Quando chegar a nossa hora e formos finalmente presos existirão em Portugal do ponto de vista linguístico duas possibilidades principais: ou sermos referidos na imprensa e na justiça por um diminutivo; ou sermos tratados por um título académico. Ambas as formas de tratamento tendem a obscurecer o facto bruto de ter havido um crime: a primeira porque o vê como natural; e a segunda porque o vê como improvável. A primeira forma ilustra o princípio segundo o qual existe na natureza daqueles a quem nos referimos por um diminutivo uma tendência para a asneira; e a segunda realça a dificuldade de se correlacionar a educação com a prática de acções menos felizes.

A invocação de habilitações académicas está ligada à presunção de inocência. A presunção não é nesses casos afectada, nem mesmo pela rejeição do último recurso pelo último tribunal da última instância. Não será assim para nós consolação negligenciável saber que ao apodrecer na prisão sob forma licenciada continuaremos para sempre a ser conhecidos como comitentes alegados do que tiver sido cometido. Será notada a desproporção entre o azar da nossa pena presente e a elevação a que o estudo e o trabalho anterior nos tinham conduzido. Este contraste é em si uma história de interesse humano. Ao entrar na prisão como licenciados tornamo-nos sócios vitalícios do Engenheiro de Monte Cristo.

Àqueles poucos a quem não acontece ter concluído o ensino superior estão todavia reservados diminutivos. Esta forma de tratamento menos solene é avessa à presunção da inocência, e por uma razão fácil de explicar: usar diminutivos no contexto judicial das publicações periódicas e dos tribunais sugere conhecimento antigo das classes criminosas; e desdém por aqueles que se conhece de ginjeira. Naturalmente, e porque qualquer pessoa pode em princípio fazer qualquer coisa, há sempre o risco de não conseguir substanciar o nosso uso com os factos que provam as acções da pessoa particular a quem nos estamos a referir. É porém um risco que vale bem a pena correr: os diminutivos mostram visão, elegância jurídica, e argúcia.

De facto, se os jornais e os seus leitores tratam alguém pelo seu diminutivo só pode ser porque já o conhecem; e saberão não apenas aquilo que é em princípio capaz de fazer como aquilo que terá decerto feito.

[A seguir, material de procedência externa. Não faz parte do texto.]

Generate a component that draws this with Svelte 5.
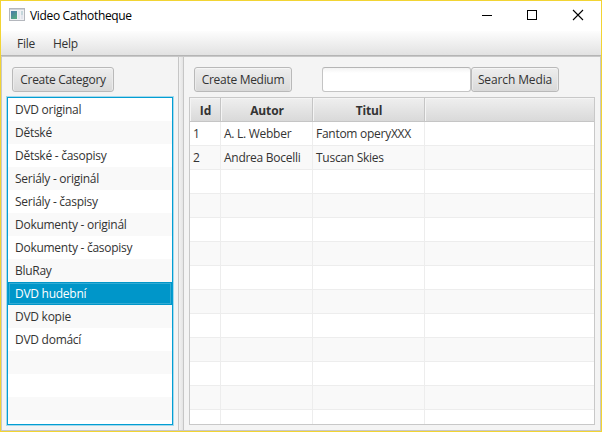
<script>
  const categories = [
    'DVD original', 'Dětské', 'Dětské - časopisy', 'Seriály - originál', 'Seriály - časpisy',
    'Dokumenty - originál', 'Dokumenty - časopisy', 'BluRay', 'DVD hudební', 'DVD kopie', 'DVD domácí',
    '', '', '', ''
  ];
  let selected = $state(8);
  const media = [
    ['1', 'A. L. Webber', 'Fantom operyXXX'],
    ['2', 'Andrea Bocelli', 'Tuscan Skies'],
    ...Array.from({ length: 11 }, () => ['', '', ''])
  ];
</script>

<div class="window">
  <header class="titlebar">
    <svg class="appicon" width="16" height="13" viewBox="0 0 16 13">
      <defs>
        <linearGradient id="g" x1="0" y1="0" x2="0.6" y2="1">
          <stop offset="0" stop-color="#4a78ac" />
          <stop offset="1" stop-color="#54a882" />
        </linearGradient>
      </defs>
      <rect x="0.5" y="0.5" width="15" height="12" fill="#f0f1f4" stroke="#b4b7bd" />
      <rect x="1" y="1" width="14" height="1" fill="#d0d3da" />
      <rect x="2" y="3" width="6" height="8" fill="url(#g)" />
      <rect x="9" y="3" width="2" height="8" fill="#e3e6ef" />
      <rect x="12" y="3" width="2" height="4" fill="#c5d7dc" />
      <rect x="12" y="7" width="2" height="4" fill="#e2e4ec" />
    </svg>
    <span class="title">Video Cathotheque</span>
    <svg class="controls" width="104" height="12" viewBox="0 0 104 12" fill="none" stroke="#000" shape-rendering="crispEdges">
      <path d="M0 6.5h10" />
      <rect x="45.5" y="1.5" width="9" height="9" />
      <path d="M91 1l10 10M101 1l-10 10" shape-rendering="auto" stroke-width="1.1" />
    </svg>
  </header>
  <nav class="menubar"><span class="file">File</span><span>Help</span></nav>
  <main class="split">
    <section class="left">
      <button class="btn category">Create Category</button>
      <div class="list">
        {#each categories as name, i}
          <div class="item" class:selected={i === selected}>{name}</div>
        {/each}
      </div>
    </section>
    <div class="divider"></div>
    <section class="right">
      <div class="tools">
        <button class="btn medium">Create Medium</button>
        <input type="text" aria-label="Search" />
        <button class="btn search">Search Media</button>
      </div>
      <div class="table">
        <div class="row head"><div>Id</div><div>Autor</div><div>Titul</div><div></div></div>
        {#each media as m}
          <div class="row"><div>{m[0]}</div><div>{m[1]}</div><div>{m[2]}</div><div></div></div>
        {/each}
      </div>
    </section>
  </main>
</div>

<style>
  .window, .window * { box-sizing: border-box; }
  .window {
    width: 602px; height: 432px; border: 1px solid #f2d433; background: #f4f4f4;
    display: flex; flex-direction: column; overflow: hidden;
    font: 12px/16px "Open Sans", "Noto Sans", sans-serif; letter-spacing: -0.27px;
    color: #333; white-space: nowrap;
  }
  .titlebar { height: 30px; flex: none; background: #fff; display: flex; align-items: flex-start; padding: 0 15px 0 8px; }
  .appicon { margin-top: 7px; }
  .title { margin: 7px 0 0 5px; color: #000; letter-spacing: -0.34px; }
  .controls { margin: 8px 0 0 auto; }
  .menubar {
    height: 25px; flex: none; padding: 5px 16px; display: flex; gap: 18px;
    background: linear-gradient(#fdfdfd, #e2e2e2); border-bottom: 1px solid #b5b5b5;
  }
  .split { flex: 1; min-height: 0; display: flex; border: 1px solid #c8c8c8; }
  .left { width: 176px; padding: 10px 5px 5px 5px; display: flex; flex-direction: column; }
  .divider { width: 6px; border: 1px solid #c6c6c6; border-width: 0 1px; background: linear-gradient(90deg, #f2f2f2, #e4e4e4); }
  .right { flex: 1; padding: 10px 5px 5px 5px; display: flex; flex-direction: column; }
  .btn {
    height: 25px; border: 1px solid #b9b9b9; border-radius: 3px; padding: 0; margin: 0; flex: none;
    background: linear-gradient(#eee, #d9d9d9); box-shadow: inset 0 1px #f6f6f6, inset 1px 0 #ebebeb, inset -1px 0 #ebebeb;
    font: inherit; letter-spacing: -0.3px; color: #333; text-align: center;
  }
  .category { width: 102px; margin-left: 5px; }
  .medium { width: 98px; }
  .search { width: 88px; letter-spacing: -0.12px; }
  input {
    width: 149px; height: 25px; margin: 0 0 0 30px; border: 1px solid #c4c4c4; border-top-color: #b5b5b5;
    border-radius: 3px; background: linear-gradient(#f3f3f3, #fff 5px); outline: none; padding: 3px 7px; font: inherit;
  }
  .tools { display: flex; padding-left: 5px; }
  .list {
    margin: 5px 0 0 0; width: 166px; height: 328px; border: 1px solid #039ed3; background: #fff;
    box-shadow: 0 0 0 1px #a5d9ec; overflow: hidden; flex: none;
  }
  .item { height: 23px; padding: 4px 7px; }
  .item:nth-child(even) { background: #f9f9f9; }
  .item.selected { background: #0096c9; color: #fff; border: 1px solid #0096c9; padding: 3px 6px; box-shadow: inset 0 0 0 1px #32abd4; }
  .table { margin-top: 5px; width: 406px; height: 328px; border: 1px solid #c8c8c8; background: #fff; overflow: hidden; flex: none; }
  .row { height: 24px; display: flex; border-bottom: 1px solid #ededed; }
  .row:nth-child(odd) { background: #f9f9f9; }
  .row div { padding: 4px 3px; border-right: 1px solid #ededed; flex: none; }
  .row div:nth-child(1) { width: 31px; }
  .row div:nth-child(2) { width: 92px; }
  .row div:nth-child(3) { width: 112px; }
  .row div:last-child { flex: 1; border: 0; }
  .row.head { background: linear-gradient(#efefef, #d9d9d9); border-color: #c5c5c5; }
  .row.head div { font-weight: 700; letter-spacing: -0.15px; text-align: center; padding: 5px 1px 0 2px; border-color: #c5c5c5; box-shadow: inset 1px 1px #f4f4f4; }
</style>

Não precisam que outras pessoas necessariamente menos íntimas se dêem ao trabalho e à despesa de repetir o que por intuição estavam já cansados de saber. Em cabeleireiros, autocarros, leitarias e tribunais, e por todos os lados onde se lêem títulos e ouvem notícias, o uso de um diminutivo fertiliza nos leitores as capacidades de penetração; e a tendência para decidir com base nas suas convicções íntimas. A culpa é formada por convicção dos leitores; mais tarde será tornada oficial por convicção do juíz.